**The problem**
Which lines below hold the word "that"? Report each one.
────────────────────────────────────────
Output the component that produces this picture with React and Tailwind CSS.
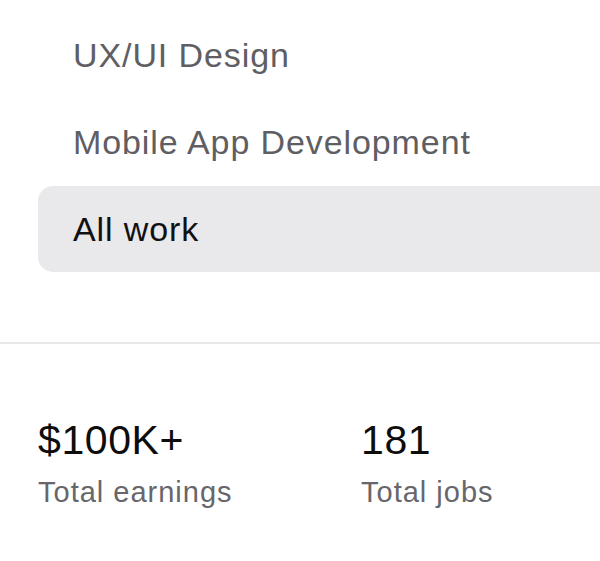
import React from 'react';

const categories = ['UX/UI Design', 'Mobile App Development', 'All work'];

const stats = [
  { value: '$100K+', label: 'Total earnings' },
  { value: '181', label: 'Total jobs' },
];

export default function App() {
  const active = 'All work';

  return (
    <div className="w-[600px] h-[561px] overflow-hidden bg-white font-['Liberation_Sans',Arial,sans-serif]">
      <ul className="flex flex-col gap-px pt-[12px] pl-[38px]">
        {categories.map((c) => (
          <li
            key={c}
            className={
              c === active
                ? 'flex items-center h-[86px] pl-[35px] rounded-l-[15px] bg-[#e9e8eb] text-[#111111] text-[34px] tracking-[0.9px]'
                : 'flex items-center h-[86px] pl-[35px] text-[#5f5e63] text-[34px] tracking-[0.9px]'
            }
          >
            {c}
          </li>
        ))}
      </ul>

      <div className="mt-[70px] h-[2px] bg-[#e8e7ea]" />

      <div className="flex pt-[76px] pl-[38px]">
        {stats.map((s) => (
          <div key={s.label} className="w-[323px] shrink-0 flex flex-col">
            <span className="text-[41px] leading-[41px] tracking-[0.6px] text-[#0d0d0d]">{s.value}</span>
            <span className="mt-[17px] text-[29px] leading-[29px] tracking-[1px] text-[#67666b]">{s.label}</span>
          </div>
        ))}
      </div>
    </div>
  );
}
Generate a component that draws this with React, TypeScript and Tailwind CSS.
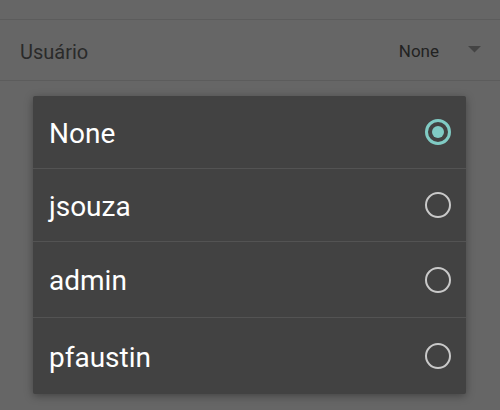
────────────────────────────────────────
**Exercise solution**
Output the component that produces this picture with React and Tailwind CSS.
Generate a component that draws this with React, TypeScript and Tailwind CSS.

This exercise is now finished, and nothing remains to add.